Configure GDAL environment

rioxarray relies on rasterio so setting up GDAL environment stays the same. See rasterio’s documentation for more insights.

Setting up GDAL environment is very useful when working with cloud-stored data. You can find Development Seed’s TiTiler environment proposition here.

With Dask clusters

When setting up a Dask cluster, be sure to pass the GDAL environment (and AWS session) to every workers.
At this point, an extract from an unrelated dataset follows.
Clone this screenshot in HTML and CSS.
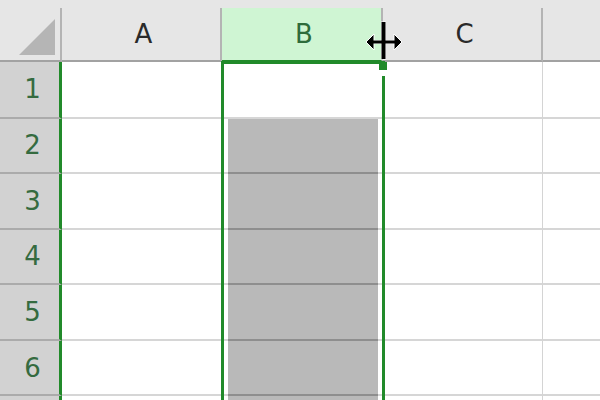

First create a function setting up the env and then submit it to every worker.

import os
from dask.distributed import Client


def set_env():
    # Set that to dask workers to make process=True work on cloud
    os.environ["AWS_S3_ENDPOINT"] = os.getenv("AWS_S3_ENDPOINT")
    os.environ["AWS_S3_AWS_ACCESS_KEY_ID"] = os.getenv("AWS_S3_AWS_ACCESS_KEY_ID")
    os.environ["AWS_S3_AWS_SECRET_ACCESS_KEY"] = os.getenv(
        "AWS_S3_AWS_SECRET_ACCESS_KEY"
    )
    os.environ["CPL_VSIL_CURL_ALLOWED_EXTENSIONS"] = ".vrt"


# Run the client
with Client(processes=True) as client:

    # Propagate the env variables
    client.run(set_env)
    ...

Note

There are gotchas with the environment and dask workers, see this discussion for more insights.